Schlimmer hätte für den vierfachen Formel-1-Weltmeister Sebastian Vettel (33) die Geister-Saison nicht beginnen können. Der letzte WM-Punkt im Ferrari ist fast schon eine Ohrfeige. Sieben Sekunden vor Schlusslicht Latifi im Williams.
Der Deutsche irrte das ganze Wochenende wie ein Gespenst durch Spielberg. Da passte von der ersten bis zur letzten Runde kaum etwas zusammen. Vettel war ratlos, machtlos und vor allem hilflos.
Mental am Boden
Ferrari und die italienischen Medien haben den 14-fachen Ferrari-Sieger wie eine heisse Kartoffel fallengelassen. Nur Schumi (72) und Lauda (15) holten übrigens mehr Pokale nach Maranello.
Alles vergessen. Seit der stillosen Kündigung im Mai ist Vettel fast ein geächteter Mann ohne Zukunft. Und seit Sonntag liegt der 53-fache GP-Sieger auch mental am Boden.
Vertrauen verloren
Die nicht gerade glückliche Aktion mit Feindberührung gegen seinen roten Nachfolger Carlos Sainz (jetzt noch McLaren-Renault) hat alle Kritiker aus dem Loch geholt. «Ein Wunder, dass ich mich nicht noch mehr gedreht habe», wehrte sich Vettel.
Der Mann aus Ellighausen TG hat in Spielberg das Vertrauen in den Ferrari (instabiles Heck wie 2019) und das Glück verloren (Teamkollege Leclerc wurde mit göttlicher Hilfe Zweiter).

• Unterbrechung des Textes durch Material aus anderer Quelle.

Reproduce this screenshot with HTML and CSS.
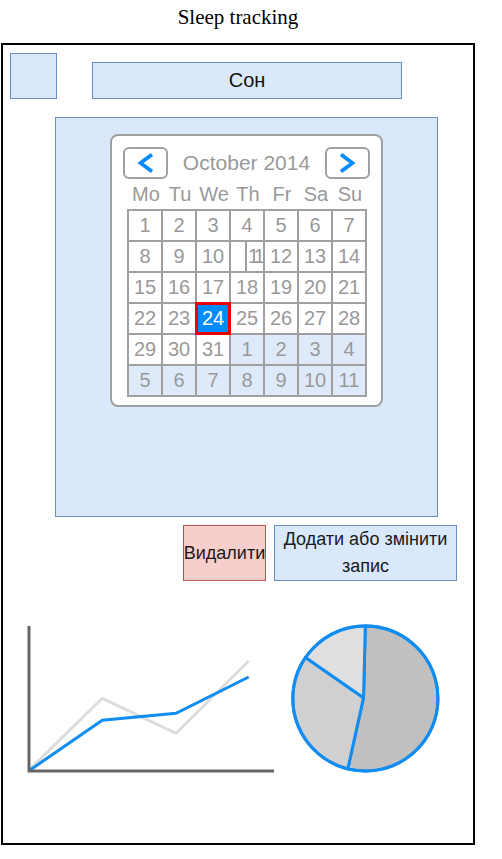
FILE: index.html
```
<!DOCTYPE html>
<html>
<head>
<meta charset="utf-8">
<title>Sleep tracking</title>
<link rel="stylesheet" href="styles.css">
</head>
<body>
<div class="title">Sleep tracking</div>
<div class="frame">
  <div class="header">
    <div class="square"></div>
    <div class="bar">Сон</div>
  </div>
  <div class="cal-area">
    <div class="cal">
      <div class="nav">
        <div class="navbtn"><svg width="16" height="22" viewBox="0 0 16 22"><polyline points="14,2.5 2.5,11 14,19.5" fill="none" stroke="#008cff" stroke-width="3.8"/></svg></div>
        <div class="month">October 2014</div>
        <div class="navbtn"><svg width="16" height="22" viewBox="0 0 16 22"><polyline points="2,2.5 13.5,11 2,19.5" fill="none" stroke="#008cff" stroke-width="3.8"/></svg></div>
      </div>
      <div class="dows">
        <span>Mo</span><span>Tu</span><span>We</span><span>Th</span><span>Fr</span><span>Sa</span><span>Su</span>
      </div>
      <div class="grid">
        <div>1</div><div>2</div><div>3</div><div>4</div><div>5</div><div>6</div><div>7</div>
        <div>8</div><div>9</div><div>10</div><div class="odd"><span>11</span></div><div>12</div><div>13</div><div>14</div>
        <div>15</div><div>16</div><div>17</div><div>18</div><div>19</div><div>20</div><div>21</div>
        <div>22</div><div>23</div><div class="sel">24</div><div>25</div><div>26</div><div>27</div><div>28</div>
        <div>29</div><div>30</div><div>31</div><div class="next">1</div><div class="next">2</div><div class="next">3</div><div class="next">4</div>
        <div class="next">5</div><div class="next">6</div><div class="next">7</div><div class="next">8</div><div class="next">9</div><div class="next">10</div><div class="next">11</div>
      </div>
    </div>
  </div>
  <div class="actions">
    <div class="btn del">Видалити</div>
    <div class="btn edit">Додати або змінити<br>запис</div>
  </div>
  <div class="charts">
    <svg class="line-chart" width="250" height="150" viewBox="0 0 250 150">
      <polyline points="3,146 76.3,74.3 150,109.3 222.7,37" fill="none" stroke="#dddddd" stroke-width="3"/>
      <polyline points="3,146.7 76.3,96.3 150,89.3 222.7,53" fill="none" stroke="#118cf0" stroke-width="3"/>
      <polyline points="3,2 3,147 248,147" fill="none" stroke="#666666" stroke-width="3"/>
    </svg>
    <svg class="pie" width="153" height="153" viewBox="0 0 153 153">
      <path d="M74.5,75.8 L76.3,4 A72.5,72.5 0 1 1 58.8,146.8 Z" fill="#c0c0c0" stroke="#118cf0" stroke-width="3" stroke-linejoin="round"/>
      <path d="M74.5,75.8 L58.8,146.8 A72.5,72.5 0 0 1 16.6,35.4 Z" fill="#d0d0d0" stroke="#118cf0" stroke-width="3" stroke-linejoin="round"/>
      <path d="M74.5,75.8 L16.6,35.4 A72.5,72.5 0 0 1 76.3,4 Z" fill="#e0e0e0" stroke="#118cf0" stroke-width="3" stroke-linejoin="round"/>
      <circle cx="76.3" cy="76.5" r="72.5" fill="none" stroke="#118cf0" stroke-width="3"/>
    </svg>
  </div>
</div>
</body>
</html>
```
FILE: styles.css
```
* { box-sizing: border-box; }
body {
  margin: 0;
  background: #fff;
  font-family: "Liberation Sans", Arial, sans-serif;
}
.title {
  width: 476px;
  height: 43px;
  line-height: 34px;
  text-align: center;
  font-family: "Liberation Serif", "Times New Roman", serif;
  font-size: 21px;
  color: #000;
}
.frame {
  margin-left: 1px;
  width: 474px;
  height: 802px;
  border: 2px solid #000;
}
.header {
  display: flex;
  align-items: flex-start;
  padding: 8px 0 0 7px;
}
.square {
  width: 47px;
  height: 46px;
  background: #dae8fc;
  border: 1.5px solid #6c8ebf;
}
.bar {
  margin: 9px 0 0 35px;
  width: 310px;
  height: 37px;
  background: #dae8fc;
  border: 1.5px solid #6c8ebf;
  text-align: center;
  line-height: 34px;
  font-size: 20px;
  color: #111;
}
.cal-area {
  margin: 18px 0 0 52px;
  width: 383px;
  height: 400px;
  background: #dae8fc;
  border: 1.5px solid #6c8ebf;
  padding: 16px 0 0 54px;
}
.cal {
  width: 273px;
  height: 273px;
  background: #fff;
  border: 2px solid #a0a0a0;
  border-radius: 8px;
  padding: 11px 14px 0 15px;
}
.nav {
  display: flex;
  align-items: center;
  justify-content: space-between;
  margin: 0 -3px 0 -4px;
  height: 32px;
}
.navbtn {
  width: 45px;
  height: 32px;
  border: 2px solid #a0a0a0;
  border-radius: 6px;
  display: flex;
  align-items: center;
  justify-content: center;
}
.month {
  font-size: 21px;
  color: #999;
  line-height: 32px;
}
.dows {
  display: grid;
  grid-template-columns: 2px repeat(7, 34px);
  height: 30px;
  align-items: center;
  font-size: 20px;
  color: #999;
}
.dows span {
  text-align: center;
  line-height: 30px;
}
.dows span:first-child { grid-column: 2; }
.grid {
  display: grid;
  grid-template-columns: repeat(7, 34px);
  grid-auto-rows: 31px;
  width: 240px;
  border-top: 2px solid #a0a0a0;
  border-left: 2px solid #a0a0a0;
  font-size: 20px;
  color: #999;
}
.grid > div {
  border-right: 2px solid #a0a0a0;
  border-bottom: 2px solid #a0a0a0;
  text-align: center;
  line-height: 29px;
}
.grid > .next { background: #deeafa; }
.grid > .odd {
  padding-left: 14px;
  text-align: left;
}
.odd span {
  display: block;
  height: 29px;
  border-left: 2px solid #a0a0a0;
  padding-left: 1px;
  white-space: nowrap;
  letter-spacing: -4px;
}
.grid > .sel {
  position: relative;
  background: #008cff;
  color: #fff;
}
.sel::after {
  content: "";
  position: absolute;
  top: -2px;
  left: -2px;
  right: -2px;
  bottom: -2px;
  border: 3px solid #ee0000;
}
.actions {
  display: flex;
  gap: 8px;
  margin: 8px 0 0 180px;
}
.btn {
  height: 56px;
  display: flex;
  align-items: center;
  justify-content: center;
  text-align: center;
  font-size: 18px;
  line-height: 27px;
  color: #1a1a1a;
}
.del {
  width: 83px;
  background: #f8cecc;
  border: 1.5px solid #b85450;
  white-space: nowrap;
}
.edit {
  width: 183px;
  background: #dae8fc;
  border: 1.5px solid #6c8ebf;
}
.charts {
  display: flex;
  align-items: flex-start;
  gap: 13px;
  margin: 41px 0 0 23px;
}
.line-chart { margin-top: 2px; display: block; }
.pie { display: block; }
```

«Für Vettel ist der Zug abgefahren!»
Und wer den Schaden hat, der braucht für den Hohn ja nicht zu sorgen. Vor allem die jetzt als TV-Kommentatoren weiter im Kreis herum fahrenden Ex-Kollegen schlugen brutal auf Vettel ein.
Marc Surer (SRF) hatte schon vor dem WM-Auftakt gelästert: «Für Vettel ist der Zug abgefahren!» Jenson Button (BBC): «Solche Fehler dürfen einem mehrfachen Champion nicht passieren!» Ralf Schumacher: «Dieser Dreher gehört in die Kategorie Nachwuchsfahrer!» Und Nico Rosberg (RTL): «Sebastian ist jetzt ganz unten und muss sich erst wieder neu beweisen.»
Das tönt schon fast wie ein Teil der Grabrede. Und ob sich Vettel (schon in fünf Tagen hier in Spielberg) wieder erholt, ist eine Frage, die man eher mit Nein beantworten muss.
Vier Autos schneller als Ferrari
Das Tuch zum selbst umstrittenen Teamchef Mattia Binotto (50) ist längst zerschnitten. Der in Lausanne geborene Italiener versucht jetzt, mit seiner roten Gurke SF1000 die eigene Haut zu retten. Und jedes Mal steht ihm die Glücksgöttin beim Dreikampf mit Mercedes und Red Bull-Honda nicht so zur Seite wie am Sonntag.
Auch McLaren-Renault und Racing Point-Mercedes haben die schnelleren Autos als Ferrari!
Folgt bald der Rücktritt?
Für Vettel ist die aktuelle Lage nicht sehr angenehm. Er weiss selbst, dass er im dümmsten Moment oft auch dumme Fehler macht. Aber wer schon mit grossen Bedenken in sein Auto klettert, lässt schon mental einige Zehntel liegen. Und die Brechstange hat noch keinem Star wieder auf die richtige Spur geholfen.
Was nun? Für Vettel rückt in dieser Mini-Saison mit bisher acht Rennen und vielen Fragezeichen der Rücktritt immer näher.
Top-Teams brauchen Vettel nicht
Mercedes hat am Wochenende ein klares Bekenntnis zur eigenen Mannschaft (Hamilton, Bottas, Russell) abgegeben. Red Bull ist mit Albon sehr zufrieden – in den letzten drei Rennen hat ihm Hamilton in Sao Paulo und Spielberg zweimal mit einer Karambolage das sichere Podest vermasselt.
Und sonst? McLaren und Racing Point (dann Aston Martin) sind für 2021 schon vergeben. Renault flirtet mit Alonso. Die Franzosen wären sowieso keine Alternative für den ehrgeizigen Familienvater. Und im Rest des Feldes mit eher geringen Punktechancen durch die Kurven zu flitzen, wäre für Vettel verlorene Zeit. Es wäre ein Abstieg in die Bedeutungslosigkeit.